4K views 15 replies 15 participants last post by  SheepDog68 
#1 ·
#4 ·
I'm into lock picking. I've competed +(yes, there are competitions). I even own an online shop that sells lock-picking / lock-smithing supplies to other hobbyists as a side business.

Every lock is vulnerable. Even expensive complex locks can be defeated with the right tools and some skill.

Locks work because most criminals don't have the attention span to learn how to defeat them when a crowbar and boot work so effectively.

But this is a very creative device. I saw something similar at a hacking convention a few years ago. Also home made.

Are you familiar with the swipe card type locks?


This tiny device could be installed inside the electrical box the reader was mounted too. Remove two screws from the exterior after hours and install the device between the reader and the wires leading to the controller inside the building.

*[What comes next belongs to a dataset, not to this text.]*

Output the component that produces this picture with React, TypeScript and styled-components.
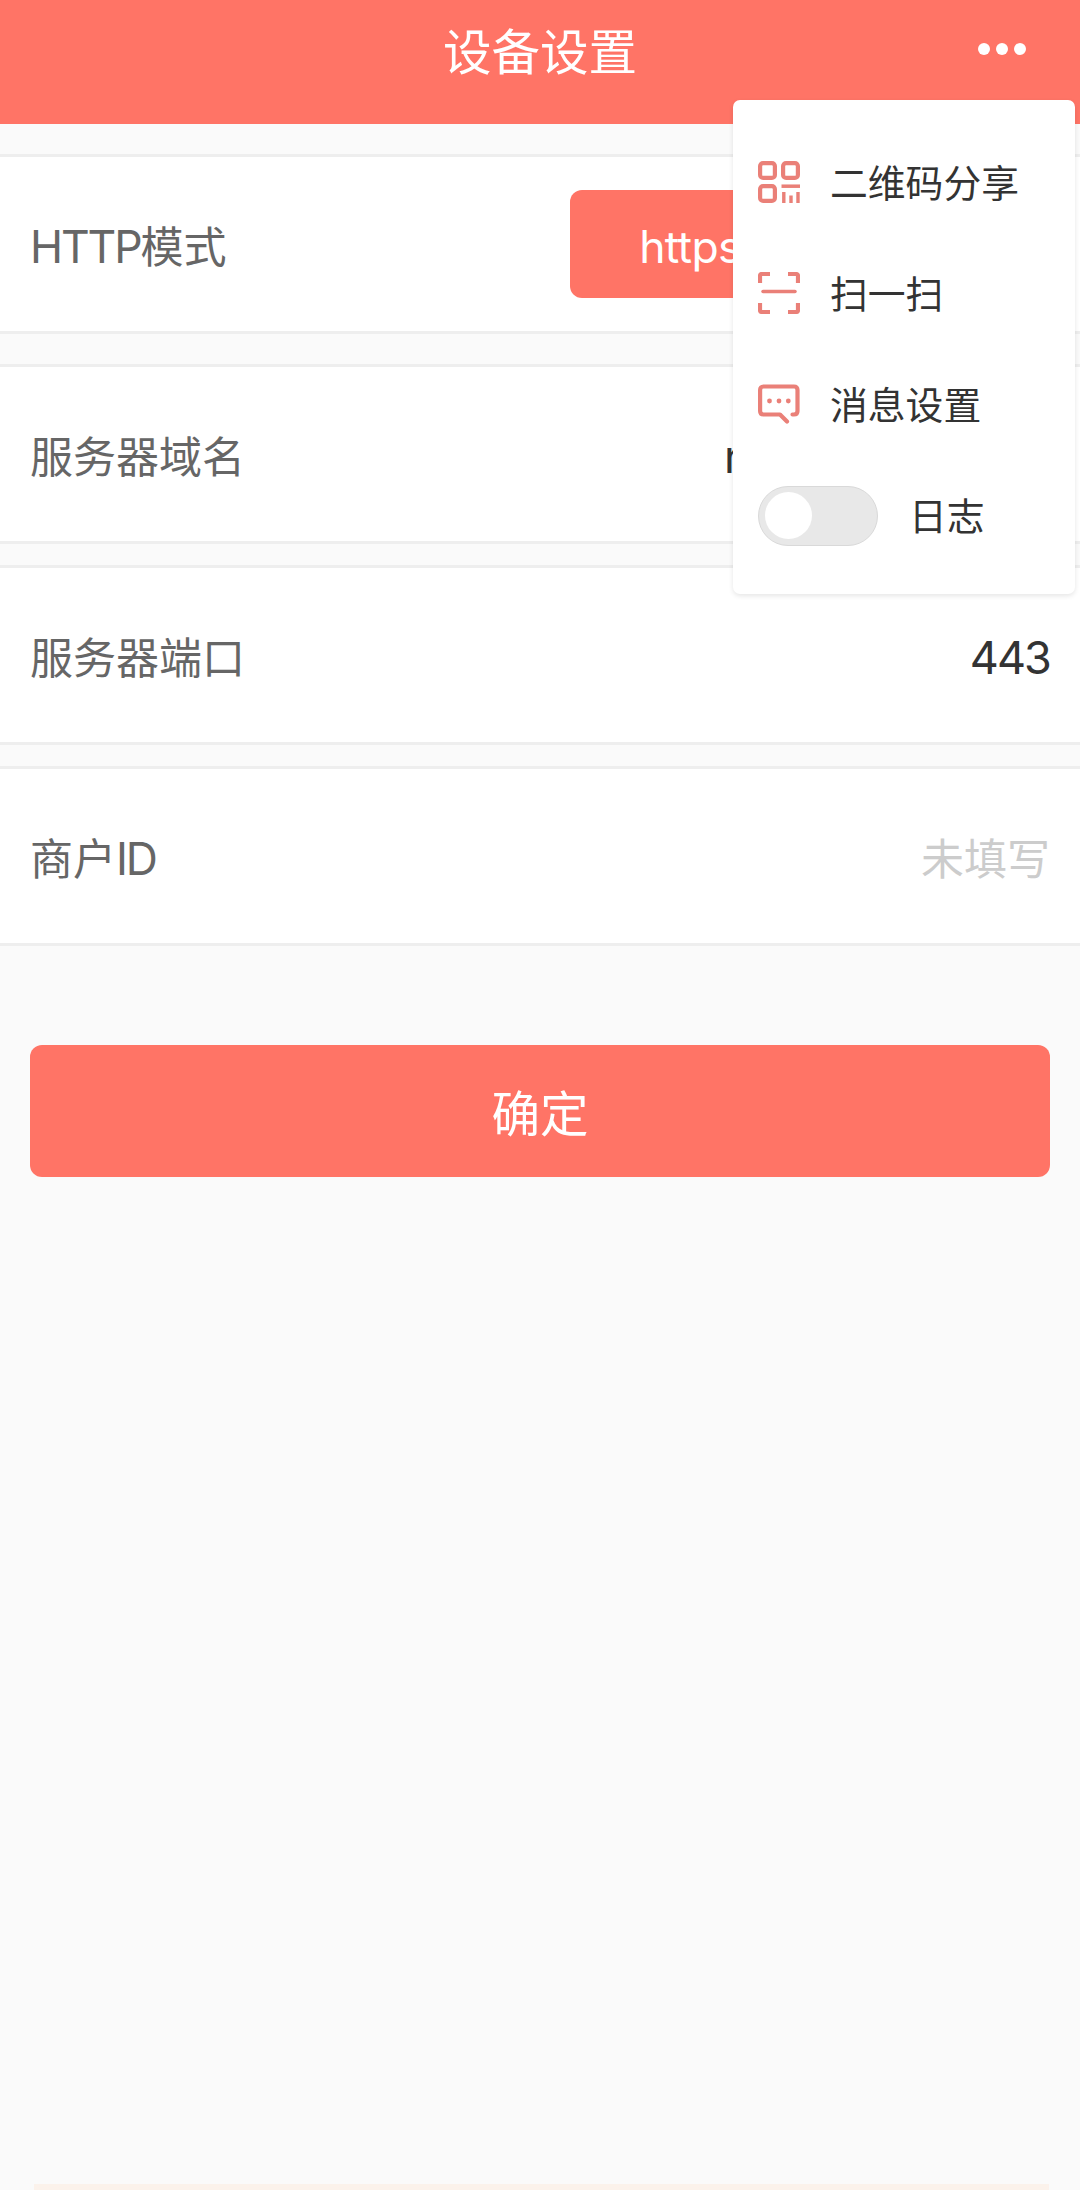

When an employee used their card, the device recorded the signal that was sent. The bad guy could then swipe a "repeat" card which told the device to send the same signal as before - opening the door. He could also swipe a "lock out" card which told the device to stop sending signals - essentially blocking anyone else from entering. Finally a "normal" card could be swiped to make everything work normally again. Nobody would have reason to suspect this device was installed.

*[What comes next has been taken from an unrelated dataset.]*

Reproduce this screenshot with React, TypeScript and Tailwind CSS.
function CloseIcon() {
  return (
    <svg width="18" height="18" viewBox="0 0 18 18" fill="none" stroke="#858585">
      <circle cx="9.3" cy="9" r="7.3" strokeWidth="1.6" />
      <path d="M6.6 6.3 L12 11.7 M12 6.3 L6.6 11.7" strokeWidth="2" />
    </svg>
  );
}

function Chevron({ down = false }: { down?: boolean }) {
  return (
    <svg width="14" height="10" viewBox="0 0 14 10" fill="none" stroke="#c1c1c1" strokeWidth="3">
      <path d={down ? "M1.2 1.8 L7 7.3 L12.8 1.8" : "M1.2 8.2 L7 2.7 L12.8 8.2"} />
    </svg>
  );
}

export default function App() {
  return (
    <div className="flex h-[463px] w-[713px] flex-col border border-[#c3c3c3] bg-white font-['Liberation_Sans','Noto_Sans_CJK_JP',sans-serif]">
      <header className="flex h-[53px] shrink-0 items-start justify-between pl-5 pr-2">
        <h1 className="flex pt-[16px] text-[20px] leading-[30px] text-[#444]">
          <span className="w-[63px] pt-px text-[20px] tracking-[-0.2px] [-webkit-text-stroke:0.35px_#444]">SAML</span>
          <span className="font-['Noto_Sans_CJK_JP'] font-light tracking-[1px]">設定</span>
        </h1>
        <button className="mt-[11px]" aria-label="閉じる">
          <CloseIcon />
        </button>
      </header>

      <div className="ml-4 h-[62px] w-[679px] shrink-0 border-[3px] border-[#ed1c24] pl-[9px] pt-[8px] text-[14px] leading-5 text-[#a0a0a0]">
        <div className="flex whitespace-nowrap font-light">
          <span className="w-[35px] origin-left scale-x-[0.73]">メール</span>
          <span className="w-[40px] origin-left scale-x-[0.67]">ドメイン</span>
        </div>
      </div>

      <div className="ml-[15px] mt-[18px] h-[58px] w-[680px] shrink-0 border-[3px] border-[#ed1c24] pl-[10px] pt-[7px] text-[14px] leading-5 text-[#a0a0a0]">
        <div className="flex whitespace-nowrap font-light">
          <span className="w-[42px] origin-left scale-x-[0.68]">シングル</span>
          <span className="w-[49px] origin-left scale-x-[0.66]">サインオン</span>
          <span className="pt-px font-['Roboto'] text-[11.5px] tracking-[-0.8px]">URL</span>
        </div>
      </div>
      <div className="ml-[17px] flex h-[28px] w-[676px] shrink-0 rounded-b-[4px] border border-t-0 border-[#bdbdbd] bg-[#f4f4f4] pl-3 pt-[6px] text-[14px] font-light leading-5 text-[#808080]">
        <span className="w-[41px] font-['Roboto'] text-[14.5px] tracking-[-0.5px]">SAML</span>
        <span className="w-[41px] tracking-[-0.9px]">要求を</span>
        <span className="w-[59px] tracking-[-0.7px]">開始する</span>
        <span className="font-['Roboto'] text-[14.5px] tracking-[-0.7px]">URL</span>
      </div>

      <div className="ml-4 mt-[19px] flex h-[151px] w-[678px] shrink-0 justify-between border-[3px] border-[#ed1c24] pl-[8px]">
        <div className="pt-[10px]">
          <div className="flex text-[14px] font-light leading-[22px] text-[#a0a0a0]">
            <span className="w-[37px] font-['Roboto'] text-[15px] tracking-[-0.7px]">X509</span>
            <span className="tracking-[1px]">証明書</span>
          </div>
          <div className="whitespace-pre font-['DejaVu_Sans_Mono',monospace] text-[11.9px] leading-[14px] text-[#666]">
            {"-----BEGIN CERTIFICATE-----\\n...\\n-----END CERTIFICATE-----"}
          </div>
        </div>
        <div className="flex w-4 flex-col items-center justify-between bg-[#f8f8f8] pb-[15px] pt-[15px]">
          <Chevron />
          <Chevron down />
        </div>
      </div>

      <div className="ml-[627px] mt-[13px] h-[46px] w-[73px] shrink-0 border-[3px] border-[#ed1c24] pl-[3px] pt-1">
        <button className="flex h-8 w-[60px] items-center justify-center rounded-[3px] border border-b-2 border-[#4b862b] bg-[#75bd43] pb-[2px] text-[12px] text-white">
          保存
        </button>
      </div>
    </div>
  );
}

Someone else had made an RFID card cloner. If you wave a card in front of a door to get access, you have an RFID card. Cards have no power supply so the reader sends out a radio signal which powers the card. The card then send out it's id number to the reader. If the reader recognizes the id number, it lets you in.

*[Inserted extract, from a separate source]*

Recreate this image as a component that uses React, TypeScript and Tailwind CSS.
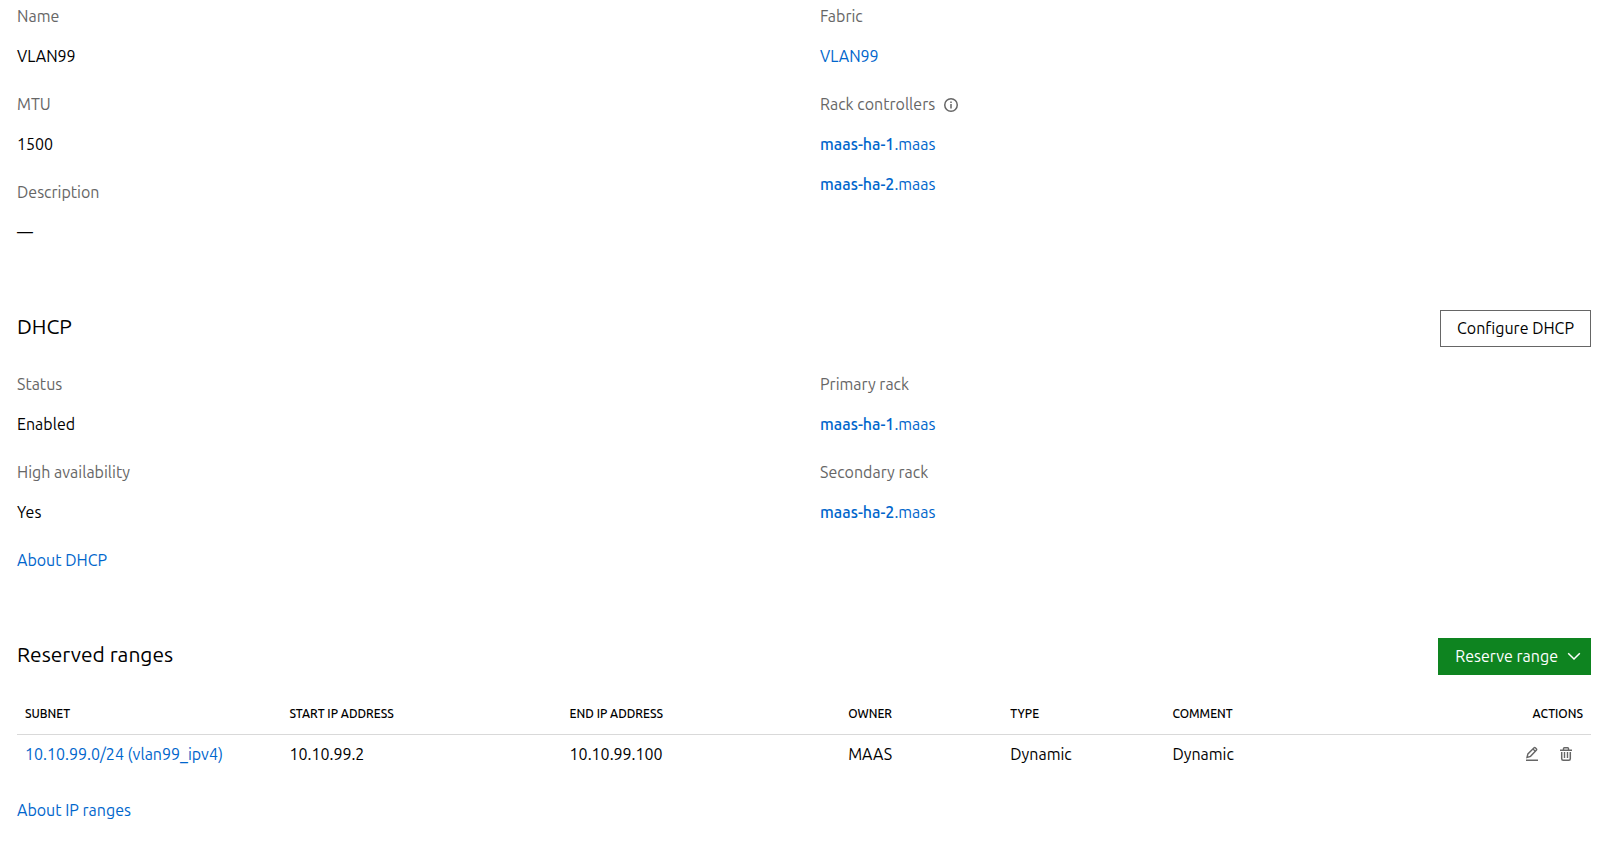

This clone device was a portable RFID reader that would listen for your card's id number and store it. It could then broadcast that same number again - opening the door. It could read cards in your pocket from up to 6 feet away but could read from up to 25 feet away if you were actually using your card to open a door.
 
#5 ·
Same sort of gizmo that crims stick over the slot on a cash machine. Reads the card info as it passes over it. Install a tiny cam on the face of the machine somewhere, captures the pin code
Swing back later, take the gizmo and camera off, and you have a lot of card info and pin numbers.
 
#7 ·
The previous owners damaged the garage door and broke the lock mechanism. Or they were robbed, don't know which.

Anyway, the guy across the street told us to run a padlock hasp through the "hole" on the track, and the door WOULD NOT come up. We did and we offered a friend $20 if he could get the door open. God knows he tried! We gave him the money anyway.

So, that works. We would continue to do this even after we get the door fixed.
 
#10 ·
Anyway, the guy across the street told us to run a padlock hasp through the "hole" on the track, and the door WOULD NOT come up. We did and we offered a friend $20 if he could get the door open. God knows he tried! We gave him the money anyway.
Locking bar, alarm and I power off my garage door opener (switch wired in). They could break a window, but that is about it.
 
#16 ·
New houses should always have locks, codes and openers changed/reprogrammed! Openers should be zeroed out so only your opener works!

Above that a motion detector that activates the opener for a minute or two when you drive up to the door would sidestep much of this silliness!